Il peut sembler que la classe dirigeante a perdu toute capacité de raisonner. Mais ce n’est pas totalement vrai.

En étudiant le comportement des impérialistes, on constate que ce qui serait raisonnable pour le système pris dans sa totalité ne l’est pas forcément du point de vue de certains de ses éléments individuels, et pourrait même leur être très dommageable. Ce phénomène se manifeste aussi bien en Ukraine qu’en Israël.

Avant que n’éclate la guerre en Ukraine, il aurait été logique, aussi bien du point de vue du capitalisme dans son ensemble que des impérialistes occidentaux, de conclure un accord avec Poutine, d’accepter que l’Ukraine ne puisse pas rejoindre l’OTAN et d’appliquer les accords de Minsk [1]. Cela signifie que Poutine aurait eu plus d’influence sur l’Ukraine et que la guerre aurait été évitée.

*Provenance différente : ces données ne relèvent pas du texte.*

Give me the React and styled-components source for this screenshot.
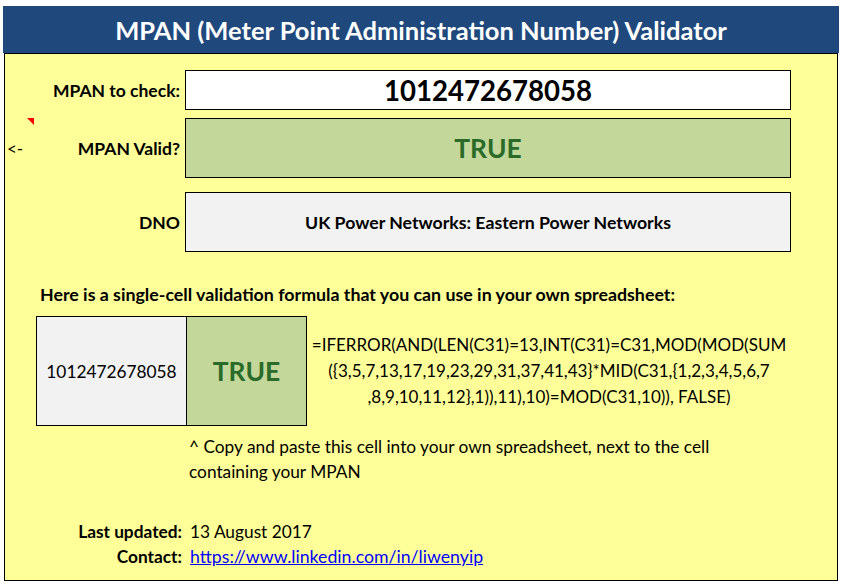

Le problème est que cela aurait été un aveu de faiblesse de la part des Etats-Unis. Si les Américains multiplient de tels aveux sur la scène mondiale, dans des zones qui furent longtemps sous leur influence, cela ne peut qu’être compris comme une reconnaissance de leur affaiblissement. Ils ne peuvent se le permettre, car cela finirait à terme par se traduire par l’abandon de certaines de leurs sphères d’influence au profit de puissances montantes, comme la Russie et la Chine.

Ils ont donc agi de façon diamétralement opposée à ce qui aurait été « le plus sensé à faire ». Ils ont intensifié la guerre en Ukraine jusqu’à être confrontés aujourd’hui au risque d’une défaite bien plus grave et profonde que celle qu’ils auraient subie s’ils avaient fait un compromis avec Poutine en 2022.

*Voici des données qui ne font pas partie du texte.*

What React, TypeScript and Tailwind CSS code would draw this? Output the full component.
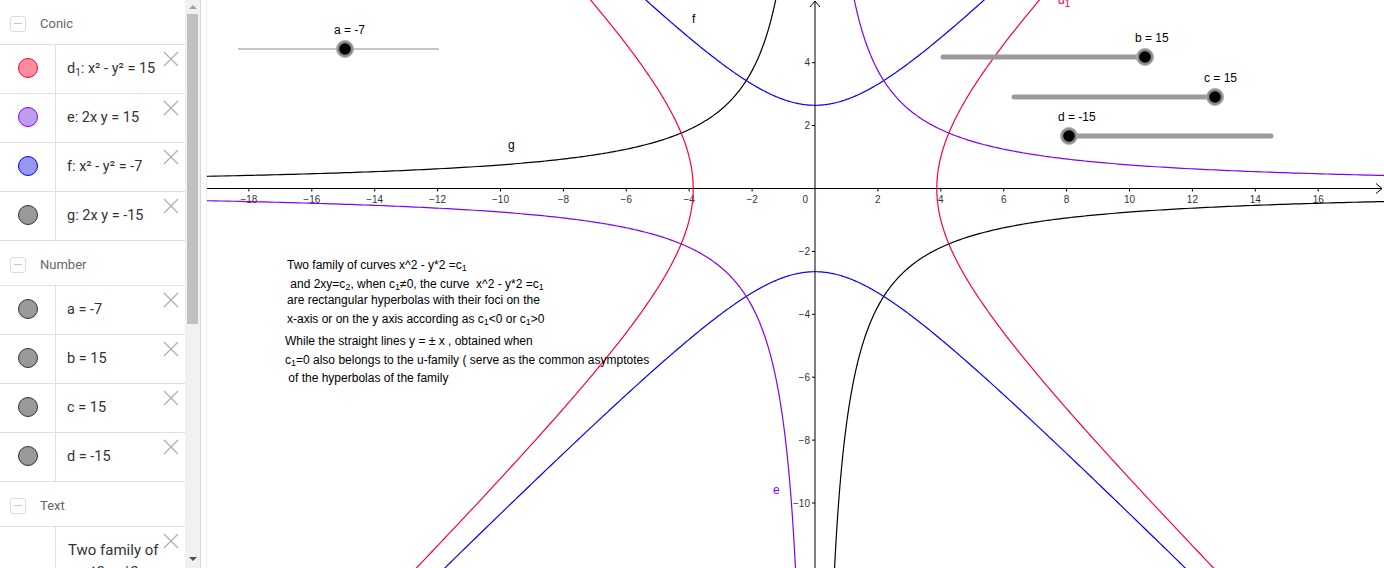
import React from "react";

const S = 31.45;
const OX = 608;
const OY = 188.5;
const X = (x: number) => OX + S * x;
const Y = (y: number) => OY - S * y;

function pathFrom(pts: [number, number][]) {
  return pts
    .map((p, i) => `${i === 0 ? "M" : "L"}${X(p[0]).toFixed(2)},${Y(p[1]).toFixed(2)}`)
    .join(" ");
}

function range(a: number, b: number, n: number) {
  const out: number[] = [];
  for (let i = 0; i <= n; i++) out.push(a + ((b - a) * i) / n);
  return out;
}

// x^2 - y^2 = 15
const r1 = Math.sqrt(15);
const d1Right = pathFrom(range(-2.6, 2.6, 500).map((u) => [r1 * Math.cosh(u), r1 * Math.sinh(u)]));
const d1Left = pathFrom(range(-2.6, 2.6, 500).map((u) => [-r1 * Math.cosh(u), r1 * Math.sinh(u)]));
// y^2 - x^2 = 7
const r2 = Math.sqrt(7);
const fTop = pathFrom(range(-2.8, 2.8, 500).map((u) => [r2 * Math.sinh(u), r2 * Math.cosh(u)]));
const fBot = pathFrom(range(-2.8, 2.8, 500).map((u) => [r2 * Math.sinh(u), -r2 * Math.cosh(u)]));
// xy = 7.5
const r3 = Math.sqrt(7.5);
const ePos = pathFrom(range(-3.2, 3.2, 600).map((u) => [r3 * Math.exp(u), 7.5 / (r3 * Math.exp(u))]));
const eNeg = pathFrom(range(-3.2, 3.2, 600).map((u) => [-r3 * Math.exp(u), -7.5 / (r3 * Math.exp(u))]));
// xy = -7.5
const gPos = pathFrom(range(-3.2, 3.2, 600).map((u) => [r3 * Math.exp(u), -7.5 / (r3 * Math.exp(u))]));
const gNeg = pathFrom(range(-3.2, 3.2, 600).map((u) => [-r3 * Math.exp(u), 7.5 / (r3 * Math.exp(u))]));

const xLabels = [-18, -16, -14, -12, -10, -8, -6, -4, -2, 2, 4, 6, 8, 10, 12, 14, 16];
const yLabels = [4, 2, -2, -4, -6, -8, -10];

const fmt = (n: number) => (n < 0 ? "\u2212" + Math.abs(n) : String(n));

function XIcon() {
  return (
    <svg width="16" height="16" viewBox="0 0 16 16" className="absolute right-[6px] top-[6px]">
      <path d="M1 1 L15 15 M15 1 L1 15" stroke="#b0b0b0" strokeWidth="1.4" fill="none" />
    </svg>
  );
}

function Header({ label }: { label: string }) {
  return (
    <div className="h-[45px] pt-[3px] flex items-center border-b border-[#e0e0e0] shrink-0">
      <div className="ml-[10px] w-[16px] h-[16px] border border-[#dcdcdc] rounded-[3px] flex items-center justify-center">
        <div className="w-[8px] h-[1.5px] bg-[#c8c8c8]" />
      </div>
      <span className="ml-[14px] text-[13px] text-[#666]" style={{ fontFamily: "Roboto, 'Noto Sans', sans-serif" }}>
        {label}
      </span>
    </div>
  );
}

function Row({ fill, stroke, children }: { fill: string; stroke: string; children: React.ReactNode }) {
  return (
    <div className="h-[49px] flex border-b border-[#e0e0e0] relative shrink-0">
      <div className="w-[56px] pb-[3px] border-r border-[#e0e0e0] flex items-center justify-center">
        <div
          className="w-[20px] h-[20px] rounded-full border"
          style={{ backgroundColor: fill, borderColor: stroke }}
        />
      </div>
      <div
        className="flex items-center pl-[11px] text-[14.5px] text-[#333]"
        style={{ fontFamily: "Roboto, 'Noto Sans', sans-serif" }}
      >
        {children}
      </div>
      <XIcon />
    </div>
  );
}

function SliderPoint({ cx, cy }: { cx: number; cy: number }) {
  return (
    <g>
      <circle cx={cx} cy={cy} r={8.5} fill="#8a8a8a" stroke="#b5b5b5" strokeWidth={1} />
      <circle cx={cx} cy={cy} r={5.8} fill="#000" />
    </g>
  );
}

const textLines: { left: number; top: number; node: React.ReactNode }[] = [
  { left: 287, top: 257, node: <>Two family of curves x^2 - y*2 =c<sub>1</sub></> },
  { left: 287, top: 276, node: <>&nbsp;and 2xy=c<sub>2</sub>, when c<sub>1</sub>≠0, the curve &nbsp;x^2 - y*2 =c<sub>1</sub></> },
  { left: 287, top: 292, node: <>are rectangular hyperbolas with their foci on the</> },
  { left: 287, top: 311, node: <>x-axis or on the y axis according as c<sub>1</sub>&lt;0 or c<sub>1</sub>&gt;0</> },
  { left: 285, top: 333, node: <>While the straight lines y = ± x , obtained when</> },
  { left: 285, top: 352, node: <>c<sub>1</sub>=0 also belongs to the u-family ( serve as the common asymptotes</> },
  { left: 285, top: 370, node: <>&nbsp;of the hyperbolas of the family</> },
];

export default function App() {
  return (
    <div className="w-[1384px] h-[568px] flex overflow-hidden bg-white">
      {/* Algebra view */}
      <div className="w-[185px] h-[568px] flex flex-col overflow-hidden shrink-0">
        <Header label="Conic" />
        <Row fill="#ff8c9f" stroke="#ff0033">
          <span>
            d<sub className="text-[10px]">1</sub>: x² - y² = 15
          </span>
        </Row>
        <Row fill="#c09cec" stroke="#7f00ff">
          <span>e: 2x y = 15</span>
        </Row>
        <Row fill="#9898ee" stroke="#0000ff">
          <span>f: x² - y² = -7</span>
        </Row>
        <Row fill="#999999" stroke="#333333">
          <span>g: 2x y = -15</span>
        </Row>
        <Header label="Number" />
        <Row fill="#999999" stroke="#333333">
          <span>a = -7</span>
        </Row>
        <Row fill="#999999" stroke="#333333">
          <span>b = 15</span>
        </Row>
        <Row fill="#999999" stroke="#333333">
          <span>c = 15</span>
        </Row>
        <Row fill="#999999" stroke="#333333">
          <span>d = -15</span>
        </Row>
        <Header label="Text" />
        <div className="h-[60px] flex relative shrink-0">
          <div className="w-[56px] border-r border-[#e0e0e0]" />
          <div
            className="pl-[12px] pt-[12px] text-[15px] leading-[22px] text-[#333]"
            style={{ fontFamily: "Roboto, 'Noto Sans', sans-serif" }}
          >
            Two family of
            <br />
            &nbsp;&nbsp;&nbsp;&nbsp;x^2 - y*2
          </div>
          <XIcon />
        </div>
      </div>

      {/* Scrollbar */}
      <div className="w-[15px] h-[568px] bg-[#f1f1f1] flex flex-col items-center shrink-0">
        <div className="h-[14px] flex items-center justify-center">
          <div className="w-0 h-0 border-l-[4px] border-r-[4px] border-b-[4px] border-l-transparent border-r-transparent border-b-[#a3a3a3]" />
        </div>
        <div className="w-[11px] h-[310px] bg-[#c1c1c1]" />
        <div className="flex-1" />
        <div className="h-[18px] flex items-center justify-center">
          <div className="w-0 h-0 border-l-[4px] border-r-[4px] border-t-[4px] border-l-transparent border-r-transparent border-t-[#505050]" />
        </div>
      </div>

      {/* Splitter */}
      <div className="w-[7px] h-[568px] border-l border-[#d6d6d6] shrink-0 flex">
        <div className="flex-1" />
        <div className="w-[1px] bg-[#ededed]" />
      </div>

      {/* Graphics view */}
      <div className="relative flex-1 h-[568px] overflow-hidden">
        <svg width="1177" height="568" className="absolute left-0 top-0" style={{ fontFamily: "'Liberation Sans', Arial, sans-serif" }}>
          {/* axes */}
          <line x1={0} y1={OY} x2={1175} y2={OY} stroke="#000" strokeWidth={1} />
          <path d={`M1169,${OY - 5} L1175,${OY} L1169,${OY + 5}`} stroke="#000" fill="none" strokeWidth={1} />
          <line x1={OX} y1={568} x2={OX} y2={1} stroke="#000" strokeWidth={1} />
          <path d={`M${OX - 5},7 L${OX},1 L${OX + 5},7`} stroke="#000" fill="none" strokeWidth={1} />
          {xLabels.map((v) => (
            <g key={"x" + v}>
              <line x1={X(v)} y1={OY} x2={X(v)} y2={OY + 3} stroke="#000" strokeWidth={1} />
              <text x={X(v)} y={OY + 14.5} fontSize={10} fill="#333" textAnchor="middle">
                {fmt(v)}
              </text>
            </g>
          ))}
          <text x={OX - 7} y={OY + 14.5} fontSize={10} fill="#333" textAnchor="end">
            0
          </text>
          {yLabels.map((v) => (
            <g key={"y" + v}>
              <line x1={OX - 3} y1={Y(v)} x2={OX} y2={Y(v)} stroke="#000" strokeWidth={1} />
              <text x={OX - 5} y={Y(v) + 3.5} fontSize={10} fill="#333" textAnchor="end">
                {fmt(v)}
              </text>
            </g>
          ))}

          {/* curves */}
          <g fill="none" strokeWidth={1.2}>
            <path d={gPos} stroke="#000" />
            <path d={gNeg} stroke="#000" />
            <path d={fTop} stroke="#0000ff" />
            <path d={fBot} stroke="#0000ff" />
            <path d={ePos} stroke="#7f00ff" />
            <path d={eNeg} stroke="#7f00ff" />
            <path d={d1Right} stroke="#ff0033" />
            <path d={d1Left} stroke="#ff0033" />
          </g>

          {/* curve labels */}
          <text x={485} y={23} fontSize={12} fill="#000">f</text>
          <text x={301} y={149} fontSize={12} fill="#000">g</text>
          <text x={566} y={494} fontSize={12} fill="#7f00ff">e</text>
          <text x={851} y={4} fontSize={12} fill="#ff0033">
            d<tspan fontSize={10} dy={3}>1</tspan>
          </text>

          {/* sliders */}
          <line x1={31} y1={49} x2={232} y2={49} stroke="#8c8c8c" strokeWidth={1} />
          <SliderPoint cx={138} cy={49} />
          <text x={127} y={34} fontSize={12} fill="#000">a = -7</text>

          <line x1={736} y1={57} x2={938} y2={57} stroke="#9a9a9a" strokeWidth={5} strokeLinecap="round" />
          <SliderPoint cx={938} cy={57} />
          <text x={928} y={42} fontSize={12} fill="#000">b = 15</text>

          <line x1={807} y1={97} x2={1008} y2={97} stroke="#9a9a9a" strokeWidth={5} strokeLinecap="round" />
          <SliderPoint cx={1008} cy={97} />
          <text x={997} y={82} fontSize={12} fill="#000">c = 15</text>

          <line x1={862} y1={136} x2={1064} y2={136} stroke="#9a9a9a" strokeWidth={5} strokeLinecap="round" />
          <SliderPoint cx={862} cy={136} />
          <text x={851} y={121} fontSize={12} fill="#000">d = -15</text>
        </svg>

        {/* text object */}
        {textLines.map((l, i) => (
          <div
            key={i}
            className="absolute whitespace-nowrap text-[12px] leading-[16px] text-black"
            style={{ left: l.left - 207, top: l.top, fontFamily: "'Liberation Sans', Arial, sans-serif" }}
          >
            {l.node}
          </div>
        ))}
      </div>
    </div>
  );
}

En Israël, les Américains ont systématiquement affirmé qu’une escalade n’était pas dans leur intérêt. Et pourtant, ils se précipitent précisément vers une guerre régionale. Là encore, l’option « raisonnable » et logique aurait été de faire sérieusement pression sur Netanyahou : ils auraient pu arrêter de fournir à son armée les armes et les technologies dont elle a besoin, et ne pas envoyer de forces supplémentaires dans la région.

Ce n’est qu’ainsi qu’il aurait été possible de contraindre le gouvernement israélien à suivre les conseils des Américains. Mais cela signifiait reculer face à l’Iran et affaiblir encore un peu l’influence des Etats-Unis dans la région. La logique de la situation les pousse donc à soutenir malgré tout une politique qui peut se révéler dévastatrice sur le long terme.

Mais il y a une logique dans cette apparente folie, comme l’a souligné Alan Woods durant notre discussion du Secrétariat international (SI) :

« Ce serait une sérieuse erreur que de s’imaginer que les impérialistes, les dirigeants des gouvernements bourgeois, décident toujours en fonction de ce qui est “raisonnable” du point de vue du système dans son ensemble. Ce n’est pas le cas. Il serait tout aussi faux de s’imaginer que tout ce qu’ils font est déterminé par leurs intérêts objectifs et rationnels.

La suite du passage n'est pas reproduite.